The F-Type SVR crackles like a jet fighter and feels just as quick. It starts at $142,000, which is a $23,500 premium over the next most powerful version, which also crackles like a jet fighter and is supremely fast. Is it all worth it?
That depends on what you want from your car. Bragging rights? Absolutely. A winning track experience? Then, of course. A gorgeous Jaguar, with power, grace and comfort? Forget it — go for the basic model and spend the $60,000 savings on your kids’ school fees, or an addition to the house.
But if money’s not a problem and you want the best of the best, then the SVR is the way to go.
It sits at the top of a model lineup that includes a choice of three other engines, two powertrains, two transmissions and either a coupe or a convertible. The basic coupe costs $78,500 and makes 340 horsepower from its V6, which is more than enough for civilized driving, but the supercharged 5.0-litre V8 of the SVR makes it the most powerful production Jaguar ever produced.
It will surely cannibalize sales from the F-Type R
, which makes 550 hp and used to be the top of the line. There’ll be plenty of owners of the R now upset they didn’t just wait a year for the superior model but that’s their problem, not yours.

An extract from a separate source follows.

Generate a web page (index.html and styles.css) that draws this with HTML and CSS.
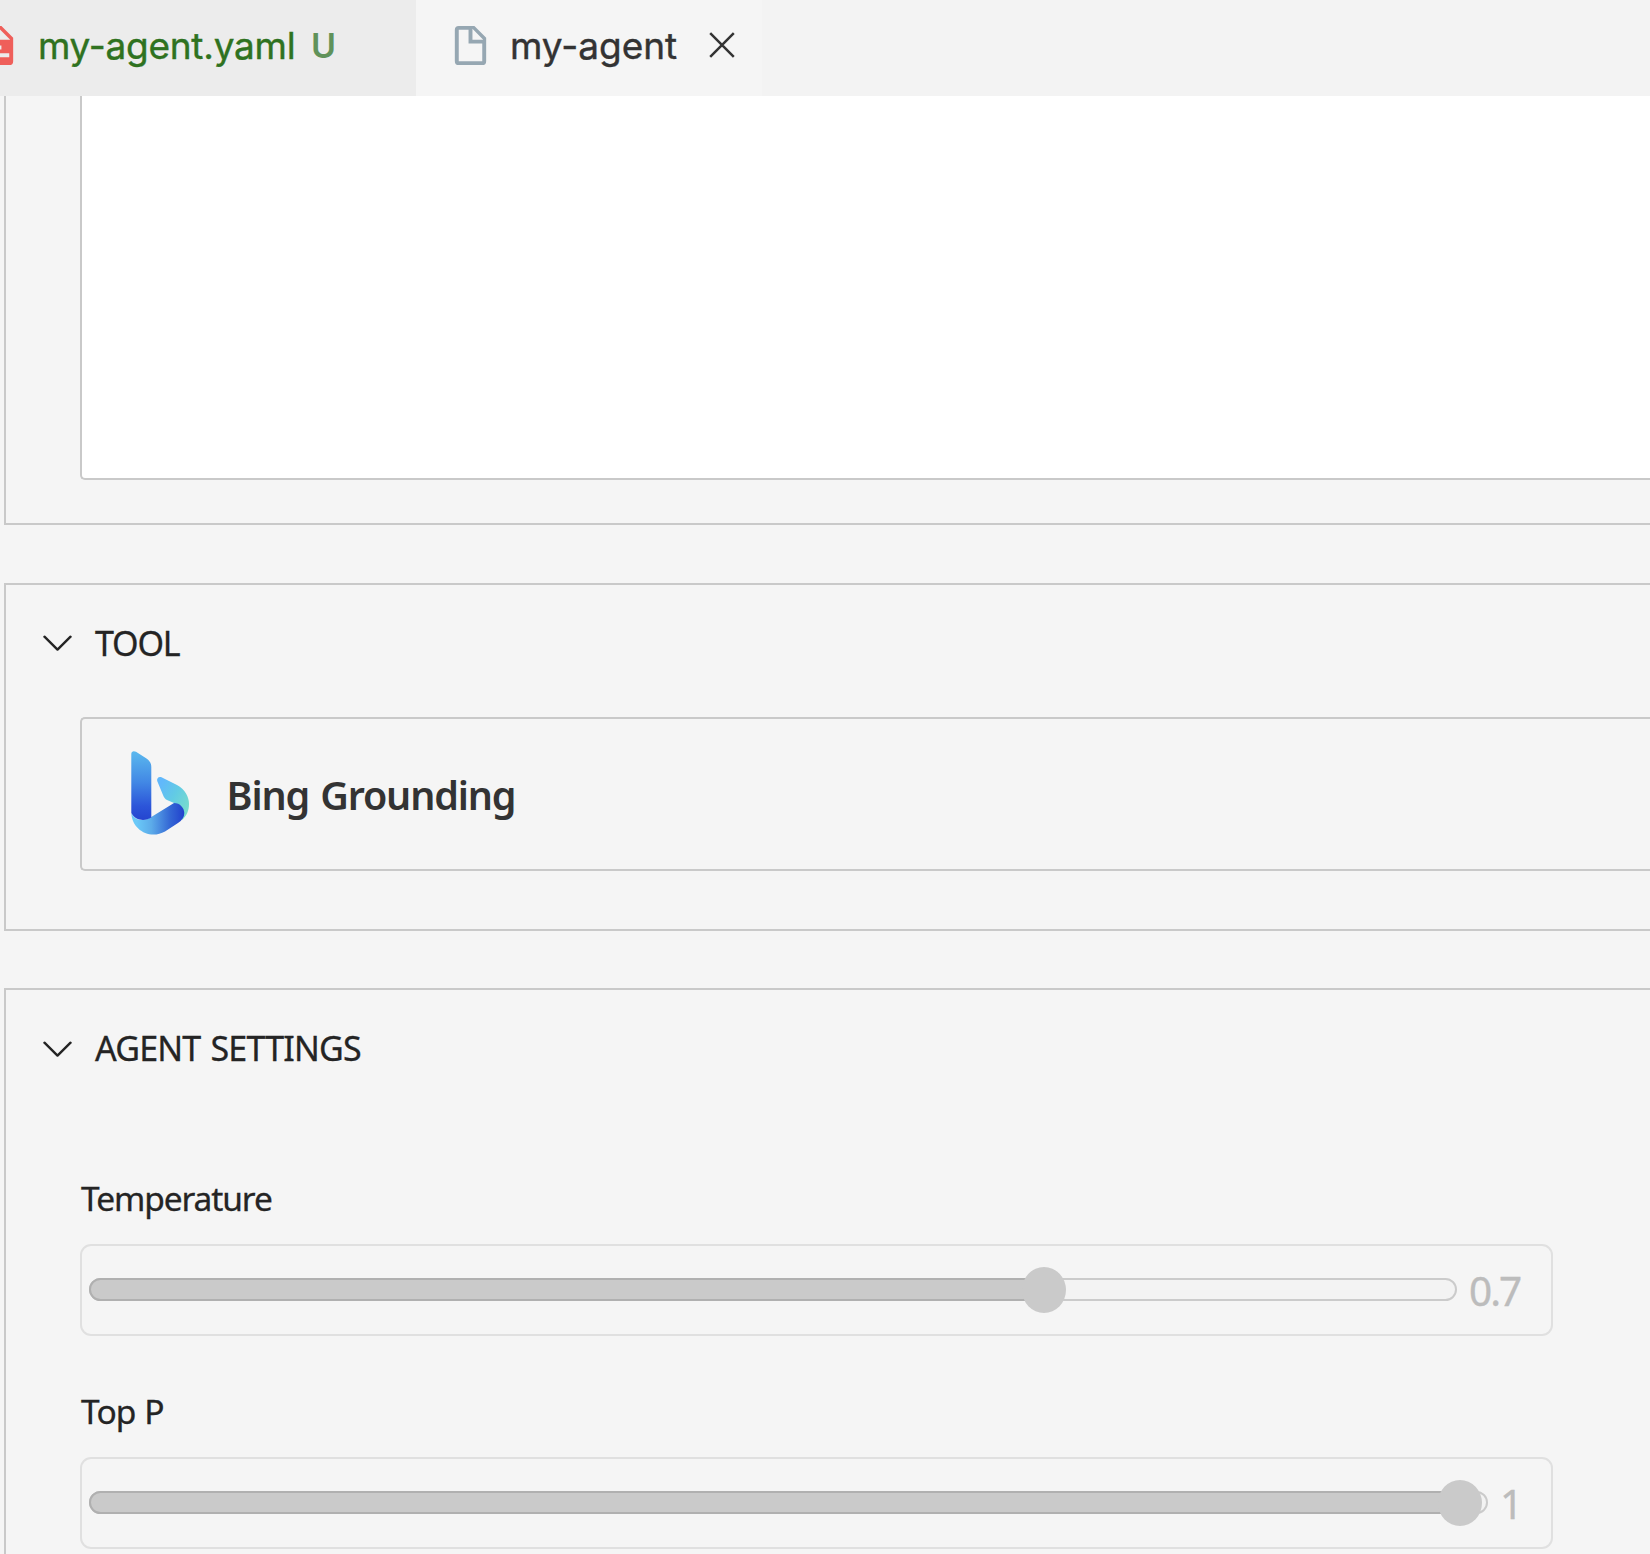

So what do you get for the extra money? You get a car that uses lighter materials to weigh 25 kg less than the F-Type R and, if you opt for the carbon-ceramic brakes, forged aluminum wheels and carbon fibre roof, it can weigh 50 kg less, though it will cost close to $20,000 extra. That’s a big difference on a track, and it’s good for a 3.7-second dash from 0-to-100 km/h — 0.4 seconds quicker than the R.
It comes with an active rear wing that helps reduce drag by 7.5 per cent and lift by 45 per cent. That’s very important on the back straight. The SVR now has a top speed of 323 km/h with the wing in place, and you don’t want any lift at that speed.
I hit 288 km/h at the end of the 2.2-km straight here at the Motorland F1 circuit, and the car felt stable with two more gears to go. It also felt secure around the curves, both tight and gradual, thanks to the torque vectoring control of its all-wheel drive.
It felt like it would hold its own against an Audi R8 or a Porsche 911 Turbo
, both more expensive with their own take on style. The front-engined Jaguar, of course, has its long hood and small trunk, but the cabin is as refined as you would expect.
On public roads here, I swung the car back and forth along the snaking highway through the hills, grateful for the travel-sickness pills I’d remembered to pack. The exhaust system can be opened up with the flick of a switch to provide extra crackle away from towns, and it’s a satisfying sound few production cars — if any — can match.
That quad-pipe exhaust is one of the weight savings, being 16 kg lighter than the R version. It’s made from titanium and “inconel” — a super-lightweight, superthin material that also withstands high heat and pressure.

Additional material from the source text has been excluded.